- **Exercise details**
Repeat every line of the data exactly, but not the pictures.

--------------------------------------------------

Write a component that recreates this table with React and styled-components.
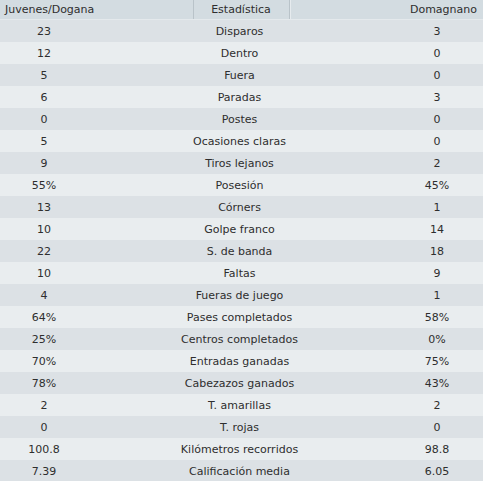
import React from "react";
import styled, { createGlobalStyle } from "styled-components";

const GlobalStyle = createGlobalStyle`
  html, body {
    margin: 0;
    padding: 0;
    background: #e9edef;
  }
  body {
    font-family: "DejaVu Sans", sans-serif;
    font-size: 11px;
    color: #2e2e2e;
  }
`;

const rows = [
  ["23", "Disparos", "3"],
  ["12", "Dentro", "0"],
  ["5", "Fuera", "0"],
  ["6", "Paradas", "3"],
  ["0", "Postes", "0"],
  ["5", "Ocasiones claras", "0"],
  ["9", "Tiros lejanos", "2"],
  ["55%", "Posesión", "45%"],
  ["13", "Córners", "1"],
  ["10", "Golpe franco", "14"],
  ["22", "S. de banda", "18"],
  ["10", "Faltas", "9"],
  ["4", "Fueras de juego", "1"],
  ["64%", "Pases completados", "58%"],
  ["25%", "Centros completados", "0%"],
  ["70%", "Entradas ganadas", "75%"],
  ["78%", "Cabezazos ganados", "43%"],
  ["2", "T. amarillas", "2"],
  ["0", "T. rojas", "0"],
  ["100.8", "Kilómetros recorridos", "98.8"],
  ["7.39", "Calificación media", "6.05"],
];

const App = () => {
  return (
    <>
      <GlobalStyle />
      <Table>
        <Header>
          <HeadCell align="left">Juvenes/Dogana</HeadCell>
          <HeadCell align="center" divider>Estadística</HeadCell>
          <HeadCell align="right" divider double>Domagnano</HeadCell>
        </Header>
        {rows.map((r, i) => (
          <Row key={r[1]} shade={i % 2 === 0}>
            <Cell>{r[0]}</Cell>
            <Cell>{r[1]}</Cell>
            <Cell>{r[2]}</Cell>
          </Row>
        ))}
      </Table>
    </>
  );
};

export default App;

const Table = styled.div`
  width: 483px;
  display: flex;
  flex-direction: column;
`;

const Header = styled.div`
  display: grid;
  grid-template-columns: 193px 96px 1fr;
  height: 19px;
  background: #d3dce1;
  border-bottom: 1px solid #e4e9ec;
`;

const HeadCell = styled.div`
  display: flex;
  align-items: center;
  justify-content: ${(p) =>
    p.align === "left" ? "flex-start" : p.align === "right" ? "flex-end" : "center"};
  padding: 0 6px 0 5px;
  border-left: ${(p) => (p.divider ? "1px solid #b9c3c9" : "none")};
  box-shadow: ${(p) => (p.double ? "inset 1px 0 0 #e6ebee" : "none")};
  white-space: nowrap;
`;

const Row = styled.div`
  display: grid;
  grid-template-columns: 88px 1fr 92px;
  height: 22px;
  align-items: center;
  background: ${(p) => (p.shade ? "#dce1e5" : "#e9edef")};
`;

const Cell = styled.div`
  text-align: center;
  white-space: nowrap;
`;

--------------------------------------------------

- **Solution to this task**
Write a component that recreates this table with React and styled-components.
import React from "react";
import styled, { createGlobalStyle } from "styled-components";

const GlobalStyle = createGlobalStyle`
  html, body {
    margin: 0;
    padding: 0;
    background: #e9edef;
  }
  body {
    font-family: "DejaVu Sans", sans-serif;
    font-size: 11px;
    color: #2e2e2e;
  }
`;

const rows = [
  ["23", "Disparos", "3"],
  ["12", "Dentro", "0"],
  ["5", "Fuera", "0"],
  ["6", "Paradas", "3"],
  ["0", "Postes", "0"],
  ["5", "Ocasiones claras", "0"],
  ["9", "Tiros lejanos", "2"],
  ["55%", "Posesión", "45%"],
  ["13", "Córners", "1"],
  ["10", "Golpe franco", "14"],
  ["22", "S. de banda", "18"],
  ["10", "Faltas", "9"],
  ["4", "Fueras de juego", "1"],
  ["64%", "Pases completados", "58%"],
  ["25%", "Centros completados", "0%"],
  ["70%", "Entradas ganadas", "75%"],
  ["78%", "Cabezazos ganados", "43%"],
  ["2", "T. amarillas", "2"],
  ["0", "T. rojas", "0"],
  ["100.8", "Kilómetros recorridos", "98.8"],
  ["7.39", "Calificación media", "6.05"],
];

const App = () => {
  return (
    <>
      <GlobalStyle />
      <Table>
        <Header>
          <HeadCell align="left">Juvenes/Dogana</HeadCell>
          <HeadCell align="center" divider>Estadística</HeadCell>
          <HeadCell align="right" divider double>Domagnano</HeadCell>
        </Header>
        {rows.map((r, i) => (
          <Row key={r[1]} shade={i % 2 === 0}>
            <Cell>{r[0]}</Cell>
            <Cell>{r[1]}</Cell>
            <Cell>{r[2]}</Cell>
          </Row>
        ))}
      </Table>
    </>
  );
};

export default App;

const Table = styled.div`
  width: 483px;
  display: flex;
  flex-direction: column;
`;

const Header = styled.div`
  display: grid;
  grid-template-columns: 193px 96px 1fr;
  height: 19px;
  background: #d3dce1;
  border-bottom: 1px solid #e4e9ec;
`;

const HeadCell = styled.div`
  display: flex;
  align-items: center;
  justify-content: ${(p) =>
    p.align === "left" ? "flex-start" : p.align === "right" ? "flex-end" : "center"};
  padding: 0 6px 0 5px;
  border-left: ${(p) => (p.divider ? "1px solid #b9c3c9" : "none")};
  box-shadow: ${(p) => (p.double ? "inset 1px 0 0 #e6ebee" : "none")};
  white-space: nowrap;
`;

const Row = styled.div`
  display: grid;
  grid-template-columns: 88px 1fr 92px;
  height: 22px;
  align-items: center;
  background: ${(p) => (p.shade ? "#dce1e5" : "#e9edef")};
`;

const Cell = styled.div`
  text-align: center;
  white-space: nowrap;
`;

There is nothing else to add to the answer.